In computer sciences, the separation of protection and security is a design choice. Wulf et al. identified protection as a mechanism and security as a policy, therefore making the protection-security distinction a particular case of the separation of mechanism and policy principle.  Many frameworks consider both as security controls of varying types. For example, protection mechanisms would be considered technical controls, while a policy would be considered an administrative control.

Overview 
The adoption of this distinction in a computer architecture usually means that protection is provided as a fault tolerance mechanism by hardware/firmware and kernel, whereas the operating system and applications implement their security policies. In this design, security policies rely therefore on the protection mechanisms and on additional cryptography techniques.

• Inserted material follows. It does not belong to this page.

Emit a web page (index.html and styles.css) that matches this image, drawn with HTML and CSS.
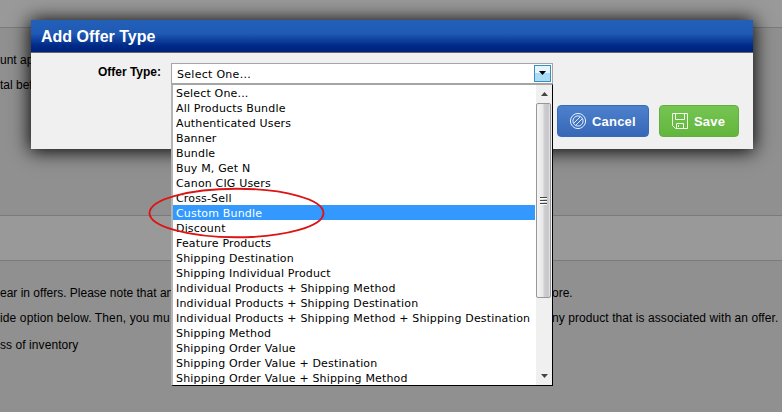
FILE: index.html
```html
<!DOCTYPE html>
<html lang="en">
<head>
<meta charset="utf-8">
<title>Add Offer Type</title>
<link rel="stylesheet" href="styles.css">
</head>
<body>
<main class="page">
  <div class="band band-top"></div>
  <section class="panel panel-first">
    <p class="row">unt ap</p>
    <p class="row row-total">tal bef</p>
  </section>
  <div class="band"></div>
  <section class="panel panel-last">
    <p class="row split"><span>ear in offers. Please note that an</span><span>ore.</span></p>
    <p class="row split"><span class="wide">ide option below. Then, you mu</span><span class="loose">ny product that is associated with an offer.</span></p>
    <p class="row row-inv loose">ss of inventory</p>
  </section>
</main>

<div class="modal">
  <header class="modal-head"><h1>Add Offer Type</h1></header>
  <div class="modal-body">
    <div class="field">
      <span class="label">Offer Type:</span>
      <div class="select"><span class="value">Select One...</span><span class="drop"><svg width="9" height="5" viewBox="0 0 9 5"><path d="M1 0h7L4.500 4z" fill="#000"/></svg></span></div>
    </div>
    <div class="actions">
      <button class="btn cancel"><svg width="18" height="18" viewBox="0 0 18 18" fill="none" stroke="#e6effc"><circle cx="9" cy="9" r="7.600"/><circle cx="9" cy="9" r="5.100"/><path d="M4.800 11.200l6.400-6.400M6.800 13.200l6.400-6.400"/></svg><span>Cancel</span></button>
      <button class="btn save"><svg width="18" height="18" viewBox="0 0 18 18" fill="none" stroke="#effce8"><path d="M1.500 1.500h15v15h-12l-3-3zM4.500 1.500v6h9v-6M5.500 16.500v-5h7v5M7.500 13v2"/></svg><span>Save</span></button>
    </div>
  </div>
</div>

<div class="menu">
  <ul class="options">
    <li>Select One...</li>
    <li>All Products Bundle</li>
    <li>Authenticated Users</li>
    <li>Banner</li>
    <li>Bundle</li>
    <li>Buy M, Get N</li>
    <li>Canon CIG Users</li>
    <li>Cross-Sell</li>
    <li class="active">Custom Bundle</li>
    <li>Discount</li>
    <li>Feature Products</li>
    <li>Shipping Destination</li>
    <li>Shipping Individual Product</li>
    <li>Individual Products + Shipping Method</li>
    <li>Individual Products + Shipping Destination</li>
    <li>Individual Products + Shipping Method + Shipping Destination</li>
    <li>Shipping Method</li>
    <li>Shipping Order Value</li>
    <li>Shipping Order Value + Destination</li>
    <li>Shipping Order Value + Shipping Method</li>
  </ul>
  <div class="scroll">
    <span class="arrow"><svg width="7" height="4" viewBox="0 0 7 4"><path d="M0 4h7L3.500 0z" fill="#444"/></svg></span>
    <span class="thumb"><i></i><i></i><i></i></span>
    <span class="arrow arrow-down"><svg width="7" height="4" viewBox="0 0 7 4"><path d="M0 0h7L3.500 4z" fill="#444"/></svg></span>
  </div>
</div>

<svg class="callout" width="180" height="56" viewBox="0 0 180 56"><ellipse cx="89.500" cy="28" rx="87" ry="24.300" fill="none" stroke="#dc1414" stroke-width="1.900"/></svg>
</body>
</html>
```
FILE: styles.css
```css
* { box-sizing: border-box; }
body { margin: 0; width: 782px; height: 412px; overflow: hidden; position: relative; background: #909090; font-family: "Liberation Sans", Arial, sans-serif; color: #000; }
h1, p, ul { margin: 0; padding: 0; }
svg { display: block; flex: none; }

.page { display: flex; flex-direction: column; height: 412px; font-size: 12px; }
.band { height: 46px; background: #999; border-top: 1px solid #7a7a7a; border-bottom: 1px solid #7a7a7a; }
.band-top { height: 28px; border-top: 0; }
.panel-first { height: 187px; padding-top: 24px; }
.panel-last { padding-top: 24px; }
.row { height: 25px; line-height: 16px; white-space: nowrap; }
.row-inv { padding-top: 2px; }
.split { display: grid; grid-template-columns: 552px 1fr; }
.wide { letter-spacing: .13px; }
.loose { letter-spacing: .07px; }

.modal { position: absolute; left: 31px; top: 20px; width: 722px; height: 129px; background: #f0f0f0; box-shadow: 0 1px 18px 1px #000; }
.modal-head { height: 33px; padding-left: 10px; background: linear-gradient(#2360b8 0%, #1f5ab4 42%, #002a88 80%, #00207a 100%); border-bottom: 1px solid #666; }
.modal-head h1 { font-size: 16px; line-height: 33px; color: #fff; }
.modal-body { padding: 10px 14px 0 0; }
.field { display: flex; }
.label { width: 140px; padding-right: 10px; text-align: right; font-size: 12px; line-height: 18px; font-weight: bold; white-space: nowrap; }
.select { width: 382px; height: 21px; display: flex; justify-content: space-between; background: #fff; border: 1px solid #a5a5a5; font: 11px/20px "DejaVu Sans", Verdana, sans-serif; letter-spacing: .28px; }
.value { padding: 1px 0 0 5px; }
.drop { width: 17px; height: 17px; margin: 1px; display: flex; align-items: center; justify-content: center; border: 1px solid #3c8fb8; background: linear-gradient(#e5f5fd 50%, #a9dcf6 50%); }
.actions { display: flex; justify-content: flex-end; gap: 10px; margin-top: 21px; }
.btn { height: 32px; display: flex; align-items: center; padding: 0 0 0 11px; gap: 5px; border-radius: 4px; color: #fff; font: bold 13px "Liberation Sans", Arial, sans-serif; letter-spacing: .2px; }
.cancel { width: 92px; background: linear-gradient(#4c80cc, #3768b8); border: 1px solid #386ab8; }
.save { width: 80px; background: linear-gradient(#76c553, #62b63c); border: 1px solid #65ad43; }

.menu { position: absolute; left: 171px; top: 84px; width: 382px; height: 302px; display: flex; background: #fff; border: 1px solid #000; border-top-color: #a5a5a5; border-left: 2px solid #b4b4b4; }
.options { flex: 1; list-style: none; font: 11px/15px "DejaVu Sans", Verdana, sans-serif; letter-spacing: .165px; white-space: nowrap; }
.options li { height: 15px; padding: 1px 0 0 3px; margin-right: 1px; }
.options .active { background: #3399ff; color: #fff; }
.scroll { width: 16px; background: #f0f0f0; display: flex; flex-direction: column; }
.arrow { height: 18px; display: flex; align-items: center; justify-content: center; }
.arrow-down { margin-top: auto; }
.thumb { height: 195px; margin-right: 1px; display: flex; flex-direction: column; align-items: center; justify-content: center; gap: 2px; border: 1px solid #979797; border-radius: 2px; background: linear-gradient(90deg, #f5f5f5 0%, #e8e8ea 45%, #cfcfd3 55%, #c4c4c9 85%, #e8e8e8 100%); }
.thumb i { width: 7px; height: 1px; background: #444; box-shadow: 0 1px #fff; }
.callout { position: absolute; left: 147px; top: 185px; }
```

The major hardware approach for security or protection is the use of hierarchical protection domains. A prominent example of this approach is the ring architecture with "supervisor mode" and "user mode". Such an approach adopts a policy already at the lower levels (hardware/firmware/kernel), restricting the rest of the system to rely on it. Therefore, the choice to distinguish between protection and security in the overall architecture design implies rejection of the hierarchical approach in favour of another one, the capability-based addressing.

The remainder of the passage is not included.